▼

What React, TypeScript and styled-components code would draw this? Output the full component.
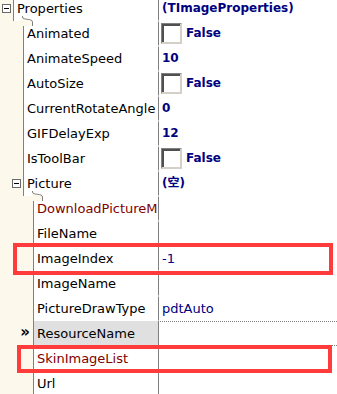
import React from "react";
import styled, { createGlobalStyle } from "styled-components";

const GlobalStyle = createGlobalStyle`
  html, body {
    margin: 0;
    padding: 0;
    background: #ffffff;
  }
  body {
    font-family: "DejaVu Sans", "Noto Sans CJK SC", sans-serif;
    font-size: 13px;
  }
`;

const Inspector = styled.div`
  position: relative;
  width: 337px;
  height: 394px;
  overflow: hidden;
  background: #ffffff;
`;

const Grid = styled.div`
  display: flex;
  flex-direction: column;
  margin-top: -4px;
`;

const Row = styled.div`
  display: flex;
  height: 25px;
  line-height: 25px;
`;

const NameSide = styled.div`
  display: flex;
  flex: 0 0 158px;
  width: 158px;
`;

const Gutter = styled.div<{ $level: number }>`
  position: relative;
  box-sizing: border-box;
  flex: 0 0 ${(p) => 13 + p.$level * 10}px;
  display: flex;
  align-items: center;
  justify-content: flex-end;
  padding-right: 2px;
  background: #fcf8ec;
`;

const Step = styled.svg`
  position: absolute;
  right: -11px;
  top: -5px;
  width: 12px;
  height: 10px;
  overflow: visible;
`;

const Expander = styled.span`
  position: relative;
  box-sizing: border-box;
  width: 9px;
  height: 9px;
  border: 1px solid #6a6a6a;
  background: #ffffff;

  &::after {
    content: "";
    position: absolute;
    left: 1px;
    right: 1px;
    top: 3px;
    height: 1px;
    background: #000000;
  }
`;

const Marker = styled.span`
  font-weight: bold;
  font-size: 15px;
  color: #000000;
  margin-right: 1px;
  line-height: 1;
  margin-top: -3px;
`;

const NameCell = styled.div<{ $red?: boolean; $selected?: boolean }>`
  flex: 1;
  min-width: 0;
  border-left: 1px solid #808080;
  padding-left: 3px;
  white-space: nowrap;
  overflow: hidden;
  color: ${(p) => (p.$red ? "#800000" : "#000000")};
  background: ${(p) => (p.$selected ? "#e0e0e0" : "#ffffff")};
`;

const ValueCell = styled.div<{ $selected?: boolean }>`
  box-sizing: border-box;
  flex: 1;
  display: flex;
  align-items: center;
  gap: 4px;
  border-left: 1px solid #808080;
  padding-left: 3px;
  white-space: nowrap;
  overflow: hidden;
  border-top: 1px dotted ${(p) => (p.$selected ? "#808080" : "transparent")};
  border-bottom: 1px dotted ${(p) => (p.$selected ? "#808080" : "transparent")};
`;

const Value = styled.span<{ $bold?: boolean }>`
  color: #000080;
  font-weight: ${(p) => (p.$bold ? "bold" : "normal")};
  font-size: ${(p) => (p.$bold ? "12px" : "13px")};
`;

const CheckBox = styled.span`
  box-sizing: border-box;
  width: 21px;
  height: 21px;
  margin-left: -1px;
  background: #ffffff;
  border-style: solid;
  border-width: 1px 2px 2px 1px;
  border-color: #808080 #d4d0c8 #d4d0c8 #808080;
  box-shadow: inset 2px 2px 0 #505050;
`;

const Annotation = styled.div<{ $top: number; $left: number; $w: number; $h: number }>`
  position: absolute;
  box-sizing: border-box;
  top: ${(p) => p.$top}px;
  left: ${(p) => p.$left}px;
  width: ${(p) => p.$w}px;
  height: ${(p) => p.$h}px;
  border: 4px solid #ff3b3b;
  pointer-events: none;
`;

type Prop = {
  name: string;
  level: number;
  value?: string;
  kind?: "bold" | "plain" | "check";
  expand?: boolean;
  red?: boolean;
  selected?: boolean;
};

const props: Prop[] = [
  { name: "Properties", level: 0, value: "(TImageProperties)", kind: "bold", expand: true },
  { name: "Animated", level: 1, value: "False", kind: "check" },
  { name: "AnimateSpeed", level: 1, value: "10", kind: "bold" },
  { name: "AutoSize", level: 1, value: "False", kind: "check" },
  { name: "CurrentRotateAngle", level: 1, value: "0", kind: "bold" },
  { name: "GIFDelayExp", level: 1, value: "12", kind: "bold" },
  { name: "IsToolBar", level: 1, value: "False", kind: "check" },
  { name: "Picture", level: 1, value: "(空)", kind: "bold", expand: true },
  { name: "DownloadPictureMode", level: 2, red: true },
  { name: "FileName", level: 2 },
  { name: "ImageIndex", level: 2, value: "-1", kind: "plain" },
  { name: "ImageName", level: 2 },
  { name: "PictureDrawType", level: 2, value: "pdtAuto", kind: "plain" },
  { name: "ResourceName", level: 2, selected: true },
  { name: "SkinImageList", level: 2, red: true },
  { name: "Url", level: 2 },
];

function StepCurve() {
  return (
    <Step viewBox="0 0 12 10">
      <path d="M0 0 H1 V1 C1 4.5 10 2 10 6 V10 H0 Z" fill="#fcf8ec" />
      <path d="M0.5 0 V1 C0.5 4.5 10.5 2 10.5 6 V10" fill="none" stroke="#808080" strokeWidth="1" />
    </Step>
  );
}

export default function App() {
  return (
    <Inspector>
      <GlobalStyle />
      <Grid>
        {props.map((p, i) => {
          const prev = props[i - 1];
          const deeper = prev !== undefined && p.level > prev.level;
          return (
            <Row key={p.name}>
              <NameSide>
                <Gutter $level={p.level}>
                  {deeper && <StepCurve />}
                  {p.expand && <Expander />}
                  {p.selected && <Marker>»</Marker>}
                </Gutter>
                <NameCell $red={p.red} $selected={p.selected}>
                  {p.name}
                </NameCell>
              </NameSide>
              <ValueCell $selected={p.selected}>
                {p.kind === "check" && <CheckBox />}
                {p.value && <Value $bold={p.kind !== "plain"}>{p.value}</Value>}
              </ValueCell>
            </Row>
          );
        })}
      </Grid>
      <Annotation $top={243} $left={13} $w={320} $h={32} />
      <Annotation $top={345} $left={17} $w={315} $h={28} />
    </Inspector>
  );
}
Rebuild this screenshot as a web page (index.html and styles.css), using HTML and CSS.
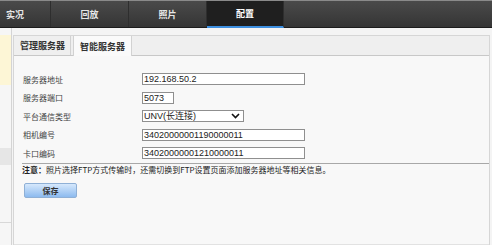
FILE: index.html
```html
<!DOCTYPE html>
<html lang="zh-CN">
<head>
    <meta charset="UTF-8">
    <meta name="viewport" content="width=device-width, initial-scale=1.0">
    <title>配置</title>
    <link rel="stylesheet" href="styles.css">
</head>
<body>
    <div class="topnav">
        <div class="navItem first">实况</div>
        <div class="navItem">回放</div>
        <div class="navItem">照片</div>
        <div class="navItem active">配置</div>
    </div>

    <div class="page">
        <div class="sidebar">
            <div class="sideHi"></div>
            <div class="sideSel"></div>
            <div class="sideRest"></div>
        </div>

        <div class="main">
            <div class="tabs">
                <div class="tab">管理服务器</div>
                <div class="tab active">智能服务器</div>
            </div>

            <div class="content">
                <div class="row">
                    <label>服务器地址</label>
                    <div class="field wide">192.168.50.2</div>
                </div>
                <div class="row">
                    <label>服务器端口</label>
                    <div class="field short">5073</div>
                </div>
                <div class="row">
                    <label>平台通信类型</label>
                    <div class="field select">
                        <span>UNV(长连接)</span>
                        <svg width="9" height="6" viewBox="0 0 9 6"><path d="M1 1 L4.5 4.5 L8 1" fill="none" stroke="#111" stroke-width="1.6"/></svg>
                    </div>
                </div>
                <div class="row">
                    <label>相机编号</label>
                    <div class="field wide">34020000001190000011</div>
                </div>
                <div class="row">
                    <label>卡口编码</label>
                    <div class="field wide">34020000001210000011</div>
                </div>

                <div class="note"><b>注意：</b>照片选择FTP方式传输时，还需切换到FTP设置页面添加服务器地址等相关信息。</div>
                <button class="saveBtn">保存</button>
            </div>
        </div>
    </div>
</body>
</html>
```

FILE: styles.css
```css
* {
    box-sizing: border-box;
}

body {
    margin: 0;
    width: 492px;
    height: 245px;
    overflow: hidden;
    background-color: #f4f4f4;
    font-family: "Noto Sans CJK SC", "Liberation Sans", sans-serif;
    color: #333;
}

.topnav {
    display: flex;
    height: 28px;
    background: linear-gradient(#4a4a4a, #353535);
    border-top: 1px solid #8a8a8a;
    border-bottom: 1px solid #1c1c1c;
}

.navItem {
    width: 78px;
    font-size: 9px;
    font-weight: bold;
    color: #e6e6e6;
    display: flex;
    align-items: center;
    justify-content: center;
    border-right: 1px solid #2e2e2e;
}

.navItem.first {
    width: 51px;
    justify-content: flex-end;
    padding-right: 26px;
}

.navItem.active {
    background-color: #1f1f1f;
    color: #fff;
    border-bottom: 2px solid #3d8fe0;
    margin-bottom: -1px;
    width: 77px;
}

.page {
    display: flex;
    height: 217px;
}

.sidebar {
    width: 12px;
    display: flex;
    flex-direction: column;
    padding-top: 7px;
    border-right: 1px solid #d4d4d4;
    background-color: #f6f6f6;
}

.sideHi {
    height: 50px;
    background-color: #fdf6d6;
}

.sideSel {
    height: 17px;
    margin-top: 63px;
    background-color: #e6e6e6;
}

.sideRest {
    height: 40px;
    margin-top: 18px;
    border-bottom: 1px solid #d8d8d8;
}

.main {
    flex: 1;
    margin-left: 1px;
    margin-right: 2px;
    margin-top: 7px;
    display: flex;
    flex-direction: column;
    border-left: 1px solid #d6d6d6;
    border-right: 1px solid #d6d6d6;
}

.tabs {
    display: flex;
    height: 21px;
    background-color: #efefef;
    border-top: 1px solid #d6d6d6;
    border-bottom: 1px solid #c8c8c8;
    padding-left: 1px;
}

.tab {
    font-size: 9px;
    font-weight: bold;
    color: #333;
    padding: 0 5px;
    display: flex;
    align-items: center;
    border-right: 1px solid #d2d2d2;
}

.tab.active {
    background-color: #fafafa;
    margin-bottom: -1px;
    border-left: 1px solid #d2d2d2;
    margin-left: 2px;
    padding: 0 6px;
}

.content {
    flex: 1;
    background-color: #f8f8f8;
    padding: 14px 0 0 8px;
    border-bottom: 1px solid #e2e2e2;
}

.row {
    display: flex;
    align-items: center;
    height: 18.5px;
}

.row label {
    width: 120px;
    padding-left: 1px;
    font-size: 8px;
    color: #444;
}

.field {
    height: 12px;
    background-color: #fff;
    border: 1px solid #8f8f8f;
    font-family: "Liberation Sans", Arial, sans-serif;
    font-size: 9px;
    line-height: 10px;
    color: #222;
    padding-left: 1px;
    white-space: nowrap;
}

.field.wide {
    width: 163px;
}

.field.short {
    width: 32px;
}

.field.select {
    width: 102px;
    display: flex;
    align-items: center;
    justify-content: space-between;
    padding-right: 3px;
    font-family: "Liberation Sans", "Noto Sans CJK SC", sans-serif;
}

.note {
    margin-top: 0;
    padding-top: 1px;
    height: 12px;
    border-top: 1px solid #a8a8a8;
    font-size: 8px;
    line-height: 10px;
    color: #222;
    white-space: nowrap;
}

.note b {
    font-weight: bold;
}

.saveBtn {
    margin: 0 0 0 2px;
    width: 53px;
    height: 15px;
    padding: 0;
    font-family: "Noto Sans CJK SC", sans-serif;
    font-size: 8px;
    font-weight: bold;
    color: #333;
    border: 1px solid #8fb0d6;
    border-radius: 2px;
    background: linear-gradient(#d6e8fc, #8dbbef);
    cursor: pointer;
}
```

▲
▼

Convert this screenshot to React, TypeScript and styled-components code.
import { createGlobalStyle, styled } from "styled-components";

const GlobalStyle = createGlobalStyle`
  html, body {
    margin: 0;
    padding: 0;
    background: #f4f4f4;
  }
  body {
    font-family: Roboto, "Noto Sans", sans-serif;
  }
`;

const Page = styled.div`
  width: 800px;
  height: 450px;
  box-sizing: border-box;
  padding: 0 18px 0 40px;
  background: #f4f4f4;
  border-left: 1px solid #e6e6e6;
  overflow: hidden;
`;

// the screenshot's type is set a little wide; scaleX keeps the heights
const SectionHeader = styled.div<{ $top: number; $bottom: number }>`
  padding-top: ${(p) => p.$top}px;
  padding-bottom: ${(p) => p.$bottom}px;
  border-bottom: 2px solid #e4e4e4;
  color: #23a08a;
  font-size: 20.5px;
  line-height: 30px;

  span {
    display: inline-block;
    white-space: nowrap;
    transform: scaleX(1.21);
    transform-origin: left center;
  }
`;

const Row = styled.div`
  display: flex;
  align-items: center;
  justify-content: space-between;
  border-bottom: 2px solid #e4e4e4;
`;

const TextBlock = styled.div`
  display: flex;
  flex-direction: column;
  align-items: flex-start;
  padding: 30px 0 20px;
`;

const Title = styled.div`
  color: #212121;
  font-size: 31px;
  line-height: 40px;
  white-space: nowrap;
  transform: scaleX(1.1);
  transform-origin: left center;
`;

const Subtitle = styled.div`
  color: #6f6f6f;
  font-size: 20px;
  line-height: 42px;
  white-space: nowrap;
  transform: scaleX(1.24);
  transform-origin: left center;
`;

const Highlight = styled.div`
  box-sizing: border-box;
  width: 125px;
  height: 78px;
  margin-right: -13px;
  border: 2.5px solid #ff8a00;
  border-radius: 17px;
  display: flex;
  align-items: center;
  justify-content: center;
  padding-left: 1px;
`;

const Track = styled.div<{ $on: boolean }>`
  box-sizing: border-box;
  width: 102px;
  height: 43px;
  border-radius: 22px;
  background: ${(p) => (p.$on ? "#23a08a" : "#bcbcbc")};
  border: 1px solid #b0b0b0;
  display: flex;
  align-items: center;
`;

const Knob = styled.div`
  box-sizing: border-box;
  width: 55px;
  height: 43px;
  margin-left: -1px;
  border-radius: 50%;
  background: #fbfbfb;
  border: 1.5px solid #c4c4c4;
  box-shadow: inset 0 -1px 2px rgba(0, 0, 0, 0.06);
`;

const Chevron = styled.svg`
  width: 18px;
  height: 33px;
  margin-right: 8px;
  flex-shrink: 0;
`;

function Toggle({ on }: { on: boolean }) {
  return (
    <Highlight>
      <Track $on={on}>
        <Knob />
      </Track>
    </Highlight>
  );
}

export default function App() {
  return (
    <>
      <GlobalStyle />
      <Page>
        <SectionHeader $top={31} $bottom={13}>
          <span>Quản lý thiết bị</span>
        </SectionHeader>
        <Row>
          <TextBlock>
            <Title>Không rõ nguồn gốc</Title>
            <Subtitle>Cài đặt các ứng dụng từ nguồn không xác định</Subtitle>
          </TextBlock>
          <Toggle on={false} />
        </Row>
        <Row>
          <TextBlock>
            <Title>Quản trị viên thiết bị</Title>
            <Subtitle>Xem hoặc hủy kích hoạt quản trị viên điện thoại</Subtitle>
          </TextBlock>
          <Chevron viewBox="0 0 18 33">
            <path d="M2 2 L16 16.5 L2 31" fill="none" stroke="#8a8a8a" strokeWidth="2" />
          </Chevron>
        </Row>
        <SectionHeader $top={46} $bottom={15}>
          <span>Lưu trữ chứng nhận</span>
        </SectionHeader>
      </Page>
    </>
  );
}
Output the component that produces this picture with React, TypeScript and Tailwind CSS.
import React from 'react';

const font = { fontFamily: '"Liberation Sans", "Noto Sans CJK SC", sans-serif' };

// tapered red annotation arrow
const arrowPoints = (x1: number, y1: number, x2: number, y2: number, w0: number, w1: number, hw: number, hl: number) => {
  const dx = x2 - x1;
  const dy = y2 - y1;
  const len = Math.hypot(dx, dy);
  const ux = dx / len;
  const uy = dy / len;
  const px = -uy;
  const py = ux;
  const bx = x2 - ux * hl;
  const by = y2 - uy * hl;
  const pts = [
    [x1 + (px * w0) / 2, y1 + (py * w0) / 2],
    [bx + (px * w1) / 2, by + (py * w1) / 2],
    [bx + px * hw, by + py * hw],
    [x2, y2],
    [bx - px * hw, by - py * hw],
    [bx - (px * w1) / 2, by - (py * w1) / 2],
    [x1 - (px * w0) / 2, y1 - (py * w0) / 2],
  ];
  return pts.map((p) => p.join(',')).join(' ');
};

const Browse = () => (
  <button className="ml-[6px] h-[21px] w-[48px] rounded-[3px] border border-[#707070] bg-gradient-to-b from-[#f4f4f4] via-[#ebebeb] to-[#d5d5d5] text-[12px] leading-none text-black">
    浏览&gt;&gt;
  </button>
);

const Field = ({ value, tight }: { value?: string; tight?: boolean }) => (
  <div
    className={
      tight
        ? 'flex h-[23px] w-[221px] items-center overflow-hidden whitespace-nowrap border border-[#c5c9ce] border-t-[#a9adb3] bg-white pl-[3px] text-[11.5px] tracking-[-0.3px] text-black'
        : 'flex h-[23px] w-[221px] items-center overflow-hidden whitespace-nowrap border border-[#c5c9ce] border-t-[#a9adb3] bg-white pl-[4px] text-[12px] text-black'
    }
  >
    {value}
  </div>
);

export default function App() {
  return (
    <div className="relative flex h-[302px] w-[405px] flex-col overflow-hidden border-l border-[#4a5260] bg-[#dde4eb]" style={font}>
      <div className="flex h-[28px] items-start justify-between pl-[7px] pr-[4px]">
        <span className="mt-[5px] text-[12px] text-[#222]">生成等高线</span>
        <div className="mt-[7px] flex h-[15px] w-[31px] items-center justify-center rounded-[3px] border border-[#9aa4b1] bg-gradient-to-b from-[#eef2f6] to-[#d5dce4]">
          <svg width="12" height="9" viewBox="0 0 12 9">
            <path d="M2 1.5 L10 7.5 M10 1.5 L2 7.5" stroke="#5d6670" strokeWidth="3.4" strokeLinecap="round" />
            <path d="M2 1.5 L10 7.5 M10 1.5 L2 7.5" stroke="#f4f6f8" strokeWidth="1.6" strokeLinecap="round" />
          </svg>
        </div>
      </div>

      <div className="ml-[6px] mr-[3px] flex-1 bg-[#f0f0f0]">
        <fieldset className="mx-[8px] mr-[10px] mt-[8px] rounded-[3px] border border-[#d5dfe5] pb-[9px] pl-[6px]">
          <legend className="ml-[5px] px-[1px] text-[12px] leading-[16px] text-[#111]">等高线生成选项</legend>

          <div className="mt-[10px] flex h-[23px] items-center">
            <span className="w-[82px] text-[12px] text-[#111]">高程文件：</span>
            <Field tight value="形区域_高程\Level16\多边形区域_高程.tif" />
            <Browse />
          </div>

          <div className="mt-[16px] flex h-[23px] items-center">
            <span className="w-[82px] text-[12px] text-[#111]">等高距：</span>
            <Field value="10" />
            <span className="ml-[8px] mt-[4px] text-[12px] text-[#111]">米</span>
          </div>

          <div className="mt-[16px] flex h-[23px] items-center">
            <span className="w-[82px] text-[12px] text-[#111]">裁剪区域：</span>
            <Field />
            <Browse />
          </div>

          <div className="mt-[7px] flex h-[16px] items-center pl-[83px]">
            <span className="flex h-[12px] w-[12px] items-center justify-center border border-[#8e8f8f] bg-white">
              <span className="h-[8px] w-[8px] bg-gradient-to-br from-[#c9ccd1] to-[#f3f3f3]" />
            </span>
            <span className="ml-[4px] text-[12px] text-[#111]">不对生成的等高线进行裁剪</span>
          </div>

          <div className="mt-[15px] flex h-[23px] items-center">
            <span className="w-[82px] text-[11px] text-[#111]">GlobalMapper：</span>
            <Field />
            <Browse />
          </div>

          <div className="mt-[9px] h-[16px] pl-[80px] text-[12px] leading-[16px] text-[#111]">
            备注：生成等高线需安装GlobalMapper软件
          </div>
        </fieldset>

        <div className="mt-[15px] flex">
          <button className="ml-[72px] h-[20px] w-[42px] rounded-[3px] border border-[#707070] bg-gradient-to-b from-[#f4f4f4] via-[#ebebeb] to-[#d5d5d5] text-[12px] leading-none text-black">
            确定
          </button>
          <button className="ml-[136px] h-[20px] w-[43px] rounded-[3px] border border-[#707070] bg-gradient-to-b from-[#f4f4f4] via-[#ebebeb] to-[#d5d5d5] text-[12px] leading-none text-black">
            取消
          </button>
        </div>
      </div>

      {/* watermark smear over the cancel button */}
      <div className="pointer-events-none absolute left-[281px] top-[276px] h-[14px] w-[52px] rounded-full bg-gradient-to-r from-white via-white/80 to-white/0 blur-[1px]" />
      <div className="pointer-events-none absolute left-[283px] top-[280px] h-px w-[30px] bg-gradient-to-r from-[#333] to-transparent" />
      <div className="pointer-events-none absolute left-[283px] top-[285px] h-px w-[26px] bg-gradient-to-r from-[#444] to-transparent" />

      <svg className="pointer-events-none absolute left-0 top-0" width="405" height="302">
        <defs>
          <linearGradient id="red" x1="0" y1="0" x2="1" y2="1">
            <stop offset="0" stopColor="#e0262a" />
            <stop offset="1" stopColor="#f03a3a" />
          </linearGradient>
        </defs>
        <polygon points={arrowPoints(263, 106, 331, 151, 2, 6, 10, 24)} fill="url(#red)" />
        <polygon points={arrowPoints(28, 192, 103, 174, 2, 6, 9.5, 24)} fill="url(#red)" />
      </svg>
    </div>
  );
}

▲

Select every line of the material above holding the word "React" and copy it.

What React, TypeScript and styled-components code would draw this? Output the full component.
import React from "react";
Convert this screenshot to React, TypeScript and styled-components code.
Output the component that produces this picture with React, TypeScript and Tailwind CSS.
import React from 'react';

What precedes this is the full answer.